Ron Doe

Moonskittles recently posted an extremely accomplished take on the Rondeau https://wordpress.com/read/post/feed/35361774/895889064 —a difficult form to work with—and challenged me to do likewise in my own more care-free style. This is the result.

When approaching a poetic task involving rhyme, I tend to start off methodically, drawing on my training in theoretical phonetics, and draw up a grid of all possible monosyllabic rhymes and any polysyllabic ones that spring to mind as I am doing so. I then pick out the ones that appeal to me: usually because they are modern coinages that have a ‘cool’ flavor to them or because the orthography causes the sound-rhyme to clash interestingly with the eye-rhyme or vice versa. After that I just let the poem splurge out, paying token, but obviously not very heartfelt or consistent, obeisance to the formal rules.

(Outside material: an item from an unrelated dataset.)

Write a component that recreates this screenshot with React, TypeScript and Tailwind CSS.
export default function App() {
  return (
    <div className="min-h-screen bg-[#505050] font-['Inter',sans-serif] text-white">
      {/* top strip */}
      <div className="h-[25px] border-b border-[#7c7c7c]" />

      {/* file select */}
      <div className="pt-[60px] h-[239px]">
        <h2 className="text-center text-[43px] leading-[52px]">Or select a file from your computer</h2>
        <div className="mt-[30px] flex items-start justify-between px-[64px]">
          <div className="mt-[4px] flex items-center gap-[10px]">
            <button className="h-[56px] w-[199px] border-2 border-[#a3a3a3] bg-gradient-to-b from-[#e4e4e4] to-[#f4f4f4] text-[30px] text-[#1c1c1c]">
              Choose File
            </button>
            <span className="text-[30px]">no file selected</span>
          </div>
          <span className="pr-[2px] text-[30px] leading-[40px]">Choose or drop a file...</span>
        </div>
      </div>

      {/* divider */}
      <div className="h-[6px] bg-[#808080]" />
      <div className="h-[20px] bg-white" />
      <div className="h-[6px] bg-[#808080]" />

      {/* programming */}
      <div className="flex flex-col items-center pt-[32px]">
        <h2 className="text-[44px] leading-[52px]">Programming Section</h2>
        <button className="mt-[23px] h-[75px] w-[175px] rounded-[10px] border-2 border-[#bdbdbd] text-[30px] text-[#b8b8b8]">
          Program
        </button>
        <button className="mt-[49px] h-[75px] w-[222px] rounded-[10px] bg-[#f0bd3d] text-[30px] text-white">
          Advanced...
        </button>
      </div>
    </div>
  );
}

The eventual outcome has often been at the back of my mind from the outset, but only comes out consciously as I start writing. In this case, the result is a sort of drunken dance and dirge for a dead celebrity and a critique of the circularity of pop culture.

 

Ron Doe

We all know Ron Doe; he’s a hero to the core,

with a swagger in his step and a firm-lined jaw.

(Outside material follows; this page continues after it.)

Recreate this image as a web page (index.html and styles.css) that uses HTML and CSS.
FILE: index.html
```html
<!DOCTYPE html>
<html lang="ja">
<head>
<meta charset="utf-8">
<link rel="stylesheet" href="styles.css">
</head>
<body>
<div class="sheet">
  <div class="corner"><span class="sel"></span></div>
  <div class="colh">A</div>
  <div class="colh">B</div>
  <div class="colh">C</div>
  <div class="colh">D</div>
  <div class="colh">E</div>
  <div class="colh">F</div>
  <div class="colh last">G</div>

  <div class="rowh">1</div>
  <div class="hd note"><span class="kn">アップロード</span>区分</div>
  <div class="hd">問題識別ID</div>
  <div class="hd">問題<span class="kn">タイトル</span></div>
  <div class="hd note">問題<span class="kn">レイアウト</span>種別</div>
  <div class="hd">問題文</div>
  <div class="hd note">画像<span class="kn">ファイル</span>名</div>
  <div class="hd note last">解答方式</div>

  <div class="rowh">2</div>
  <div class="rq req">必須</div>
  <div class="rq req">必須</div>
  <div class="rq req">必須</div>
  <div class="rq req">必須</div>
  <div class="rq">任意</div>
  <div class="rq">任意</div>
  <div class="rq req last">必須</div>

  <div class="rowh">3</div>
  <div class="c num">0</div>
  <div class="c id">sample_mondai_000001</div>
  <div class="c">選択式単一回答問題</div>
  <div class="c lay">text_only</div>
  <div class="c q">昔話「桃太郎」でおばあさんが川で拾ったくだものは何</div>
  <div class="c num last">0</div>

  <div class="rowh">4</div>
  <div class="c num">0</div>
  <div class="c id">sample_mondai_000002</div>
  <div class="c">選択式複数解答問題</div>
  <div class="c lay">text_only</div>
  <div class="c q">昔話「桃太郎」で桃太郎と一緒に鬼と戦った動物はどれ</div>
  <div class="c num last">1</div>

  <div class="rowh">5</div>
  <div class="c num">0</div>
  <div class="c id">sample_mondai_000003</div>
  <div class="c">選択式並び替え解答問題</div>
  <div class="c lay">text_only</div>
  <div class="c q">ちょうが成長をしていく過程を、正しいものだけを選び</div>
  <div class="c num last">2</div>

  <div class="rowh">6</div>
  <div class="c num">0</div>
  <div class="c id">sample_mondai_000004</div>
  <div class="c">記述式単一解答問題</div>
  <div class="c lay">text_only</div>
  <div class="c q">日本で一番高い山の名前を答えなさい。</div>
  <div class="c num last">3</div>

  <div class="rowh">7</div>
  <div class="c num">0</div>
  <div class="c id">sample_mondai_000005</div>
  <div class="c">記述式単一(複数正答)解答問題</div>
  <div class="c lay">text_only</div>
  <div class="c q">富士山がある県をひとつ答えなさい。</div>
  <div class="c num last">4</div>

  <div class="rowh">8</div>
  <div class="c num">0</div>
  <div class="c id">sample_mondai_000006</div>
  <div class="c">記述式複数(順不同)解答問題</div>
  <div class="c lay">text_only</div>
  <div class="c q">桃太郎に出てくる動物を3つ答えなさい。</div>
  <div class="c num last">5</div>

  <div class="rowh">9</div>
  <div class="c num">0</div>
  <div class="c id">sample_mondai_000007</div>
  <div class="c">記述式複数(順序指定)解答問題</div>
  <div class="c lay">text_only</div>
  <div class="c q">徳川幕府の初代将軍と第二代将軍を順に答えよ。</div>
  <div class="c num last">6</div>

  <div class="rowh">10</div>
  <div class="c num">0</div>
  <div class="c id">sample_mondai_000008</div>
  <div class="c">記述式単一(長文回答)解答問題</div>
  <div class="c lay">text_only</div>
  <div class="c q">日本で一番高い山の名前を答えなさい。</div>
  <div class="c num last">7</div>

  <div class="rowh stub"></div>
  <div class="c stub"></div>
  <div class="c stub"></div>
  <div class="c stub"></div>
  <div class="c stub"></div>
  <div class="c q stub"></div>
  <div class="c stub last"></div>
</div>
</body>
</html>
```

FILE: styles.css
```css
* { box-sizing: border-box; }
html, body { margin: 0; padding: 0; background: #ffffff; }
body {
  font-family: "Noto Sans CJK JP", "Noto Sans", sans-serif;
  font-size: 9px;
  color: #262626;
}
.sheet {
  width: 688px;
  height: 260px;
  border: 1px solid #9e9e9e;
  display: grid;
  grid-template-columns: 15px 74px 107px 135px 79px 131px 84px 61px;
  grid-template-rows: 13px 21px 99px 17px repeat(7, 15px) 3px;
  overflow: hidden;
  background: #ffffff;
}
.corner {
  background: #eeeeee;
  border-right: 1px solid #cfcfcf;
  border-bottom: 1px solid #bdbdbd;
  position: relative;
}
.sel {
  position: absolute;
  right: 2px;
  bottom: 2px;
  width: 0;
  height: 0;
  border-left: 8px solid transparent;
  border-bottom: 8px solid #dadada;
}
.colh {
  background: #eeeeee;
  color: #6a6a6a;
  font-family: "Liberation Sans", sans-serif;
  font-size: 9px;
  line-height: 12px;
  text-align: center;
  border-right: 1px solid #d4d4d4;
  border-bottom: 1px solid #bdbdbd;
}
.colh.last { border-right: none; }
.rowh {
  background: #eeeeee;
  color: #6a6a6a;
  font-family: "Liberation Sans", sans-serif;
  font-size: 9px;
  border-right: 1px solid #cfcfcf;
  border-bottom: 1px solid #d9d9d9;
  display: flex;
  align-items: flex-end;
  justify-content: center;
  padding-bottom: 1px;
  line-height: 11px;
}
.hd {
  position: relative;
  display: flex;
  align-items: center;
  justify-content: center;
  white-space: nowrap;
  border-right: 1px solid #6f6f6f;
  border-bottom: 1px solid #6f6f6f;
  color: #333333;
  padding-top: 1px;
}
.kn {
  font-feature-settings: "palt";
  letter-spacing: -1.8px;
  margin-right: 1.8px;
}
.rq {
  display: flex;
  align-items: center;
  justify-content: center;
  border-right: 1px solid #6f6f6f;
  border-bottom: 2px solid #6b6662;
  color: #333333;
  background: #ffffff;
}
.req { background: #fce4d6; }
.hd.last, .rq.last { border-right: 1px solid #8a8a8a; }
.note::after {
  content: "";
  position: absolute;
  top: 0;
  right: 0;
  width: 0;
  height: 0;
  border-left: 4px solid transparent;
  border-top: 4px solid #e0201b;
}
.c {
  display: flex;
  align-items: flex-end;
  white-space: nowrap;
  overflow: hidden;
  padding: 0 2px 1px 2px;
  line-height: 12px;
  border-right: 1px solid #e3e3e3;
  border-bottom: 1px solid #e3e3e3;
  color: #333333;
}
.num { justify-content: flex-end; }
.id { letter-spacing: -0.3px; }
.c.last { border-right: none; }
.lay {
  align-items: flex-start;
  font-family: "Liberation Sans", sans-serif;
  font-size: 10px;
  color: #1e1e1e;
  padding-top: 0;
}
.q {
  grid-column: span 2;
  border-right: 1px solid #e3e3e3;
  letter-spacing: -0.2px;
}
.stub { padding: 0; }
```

We all love Ron Doe; with his huge ego,

with his lips on a bottle and his arm round a hoe.

That no-one can ignore.

*

We all love Ron Doe, with his pocket full of dough,

though his nose is full of snow

and he’s flagged out on the floor

and he has a fatal flaw.

That we all know.

*

We all loved Ron Doe and the clothes that he wore

& the way that he swore & broke the law.

He was an ageing beau.

It was his time to go.

That we all know.

 

3 comments

  1. I loved that you included the process of writing the poem, and how you did such a great job!! Keep it up!

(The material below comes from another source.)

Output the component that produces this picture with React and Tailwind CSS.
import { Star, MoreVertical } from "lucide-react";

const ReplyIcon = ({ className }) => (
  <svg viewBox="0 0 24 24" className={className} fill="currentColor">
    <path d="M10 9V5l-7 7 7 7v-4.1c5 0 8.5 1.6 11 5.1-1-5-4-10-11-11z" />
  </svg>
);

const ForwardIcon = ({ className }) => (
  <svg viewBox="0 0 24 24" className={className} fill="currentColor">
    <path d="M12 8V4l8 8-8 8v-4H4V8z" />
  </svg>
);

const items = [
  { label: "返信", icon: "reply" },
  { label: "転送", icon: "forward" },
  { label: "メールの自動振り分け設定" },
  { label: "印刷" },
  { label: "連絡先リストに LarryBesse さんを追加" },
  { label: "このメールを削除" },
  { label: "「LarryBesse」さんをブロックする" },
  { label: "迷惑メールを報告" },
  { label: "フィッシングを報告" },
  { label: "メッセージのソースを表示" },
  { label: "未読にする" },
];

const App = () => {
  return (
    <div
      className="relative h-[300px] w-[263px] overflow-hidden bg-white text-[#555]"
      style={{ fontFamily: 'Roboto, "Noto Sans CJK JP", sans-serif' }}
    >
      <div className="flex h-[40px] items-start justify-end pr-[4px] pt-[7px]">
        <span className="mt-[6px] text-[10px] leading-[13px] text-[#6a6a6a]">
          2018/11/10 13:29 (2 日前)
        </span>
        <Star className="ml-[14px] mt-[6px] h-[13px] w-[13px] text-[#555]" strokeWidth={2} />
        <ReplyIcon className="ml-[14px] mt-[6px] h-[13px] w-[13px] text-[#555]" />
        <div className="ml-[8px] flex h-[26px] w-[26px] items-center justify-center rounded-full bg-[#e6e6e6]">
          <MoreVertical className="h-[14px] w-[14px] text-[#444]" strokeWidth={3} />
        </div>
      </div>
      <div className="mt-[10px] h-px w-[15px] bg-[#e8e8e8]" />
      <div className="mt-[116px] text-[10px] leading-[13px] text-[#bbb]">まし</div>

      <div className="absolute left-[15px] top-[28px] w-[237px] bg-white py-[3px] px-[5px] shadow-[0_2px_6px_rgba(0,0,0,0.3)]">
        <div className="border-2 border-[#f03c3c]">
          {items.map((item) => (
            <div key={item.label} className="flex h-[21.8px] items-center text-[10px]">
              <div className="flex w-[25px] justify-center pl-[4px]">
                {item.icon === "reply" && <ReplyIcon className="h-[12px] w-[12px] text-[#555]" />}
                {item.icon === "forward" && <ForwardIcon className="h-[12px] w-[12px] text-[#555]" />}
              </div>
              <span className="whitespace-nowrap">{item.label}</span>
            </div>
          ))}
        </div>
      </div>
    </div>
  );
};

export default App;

  2. Thank you. A lot of people criticize me for writing long preambles to my posts. It is meant to be a way of sharing the process as well as the product. Have you read Francis Ponge’s “Le Carnet du bois de pins”? It is a book-length poetic disquisition on the creative process that led up to the production of a single short poem and has been on my translation ‘to do’ list for a long time now.